Maryland currently has three tax break programs intended to encourage businesses to invest and create jobs in economically distressed parts of the state—Enterprise Zone Property Tax Credits, the One Maryland Program, and the Job Creation Tax Credit. These programs cost millions each year that could otherwise be used to support essential public services, and the Department of Legislative Services has found that Maryland gets little in return—the programs are poorly coordinated with one another and are largely ineffective in expanding economic activity. Similar programs in states like New York have had similarly disappointing results.

The accelerated depreciation tax break created by the bill mimics federal programs that were originally intended as temporary stimulus to soften the blow of the Great Recession, then extended without economic justification. Analyses by the Congressional Research Service and Moody’s Analytics have found this form of no-interest business loan to be an ineffective form of economic stimulus.

The package is not entirely without merit. The Workforce Development Sequence scholarships created by the bill will provide needed help to students who invest in skills as they get started in the job market or transition to a new career. However, these scholarships account for a miniscule portion of the $117 million five-year cost projected by the Department of Legislative Services in its analysis of a similar, earlier version of the bill. Moreover, while the requirement that businesses offer training programs to qualify for tax breaks—a requirement that was added through amendment—is an improvement over the original bill, it is still a relatively inefficient way to expand workers’ access to training.

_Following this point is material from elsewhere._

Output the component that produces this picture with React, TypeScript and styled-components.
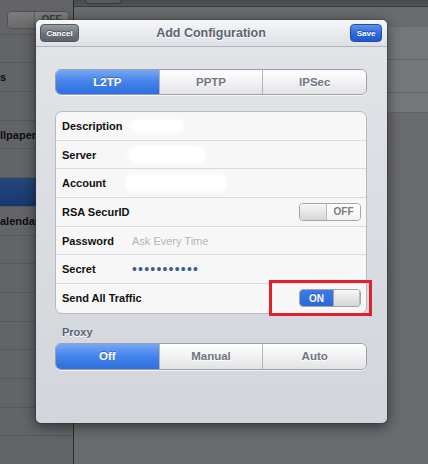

There is no mystery about what policies are needed to bring high-quality jobs to Maryland. By investing in education, we can build the skilled workforce employers need. This includes well-designed investments in workforce development—investments that do not require corporate tax breaks to be effective. Investing in infrastructure also makes Maryland attractive to business. Finally, strong labor standards ensure that the jobs we create pay enough to support a family and do not compromise workers’ health. Expanding an already-generous suite of tax breaks for businesses is at best a distraction from these effective policies, and will make it harder to make the investments that make our economy strong.

A Detailed Look at New Tax Breaks for Maryland Businesses

Tax Breaks for New Manufacturers

The package creates three tax breaks for newly established manufacturing facilities in so-called Tier I counties—counties that qualify as economically distressed due to high unemployment or low per-capita income—plus up to three counties to be designated by the Department of Commerce. To qualify for these tax breaks, a business must have no previous presence in Maryland, must intend to hire at least five workers, and must offer skills training or postsecondary education to employees. Once a business is determined eligible for these tax breaks it can claim them for 10 consecutive years. These tax breaks are written to sunset in June 2020, so that no new businesses can be authorized to receive them after that time without additional legislation.

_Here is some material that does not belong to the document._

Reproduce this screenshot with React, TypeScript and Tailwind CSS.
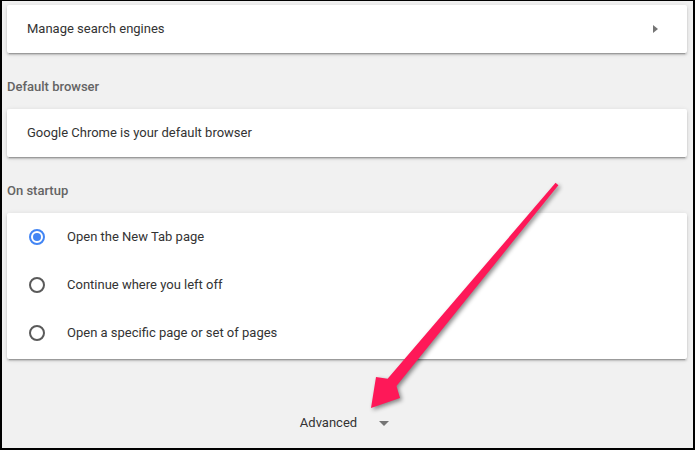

  • Property tax credit: This credit wipes out an eligible business’s state property tax responsibility.
  • Filing fee waiver: Eligible manufacturers are not required to pay the annual $300 filing fee charged to Maryland businesses.
  • Sales and use tax refund: Eligible manufacturers can claim a refund of all sales and use taxes paid on equipment purchased for use in a Tier I county. Each year through 2020, the Department of Commerce may authorize up to $1 million in sales and use tax refunds to newly eligible businesses.

Other Tax Breaks

In addition to the three tax breaks for new manufacturers, the bill creates three other tax breaks:

  • Manufacturing income tax credit: This credit is available to manufacturers that expand and create at least 10 new positions (or five in Tier I counties). Eligible businesses receive a credit equal to 5.75 percent of the wages paid to these new employees, making it effectively a wage subsidy. Like the tax breaks for new manufacturers, this credit sunsets in 2020 (although existing beneficiaries can continue to claim it for a total of 10 years) and is available only to businesses that offer skills training or postsecondary education. Each year through 2020, the Department of Commerce may authorize up to $9 million in income tax credits to newly eligible businesses.
  • Manufacturing accelerated depreciation: This provision allows manufacturers to deduct a larger share of the cost of equipment in the year it is purchased, rather than as the equipment loses value over time. This shifts companies’ tax responsibilities forward in time, amounting to a no-interest loan. It would apply to all equipment purchased by manufacturers that do business in Maryland, including equipment purchased and used in other states.
  • Apprenticeship credit: This credit is available to any Maryland business (not only manufacturers) that employs apprentices. An eligible business receives a credit equal to $1,000 for each first-year apprentice it employs. Credits paid through this program are capped at $500,000 per year.

Other Provisions

In addition to these tax breaks, the bill mandates funding for two job training programs:

  • $1 million per year for the Partnership for Workforce Quality, a match funding program created in 1989 to encourage manufacturing and technology companies to provide employee training.
  • $1 million for a newly created Workforce Development Sequence Scholarship program, which provides scholarships of up to $2,000 for students enrolled in non-degree job training courses at Maryland community colleges.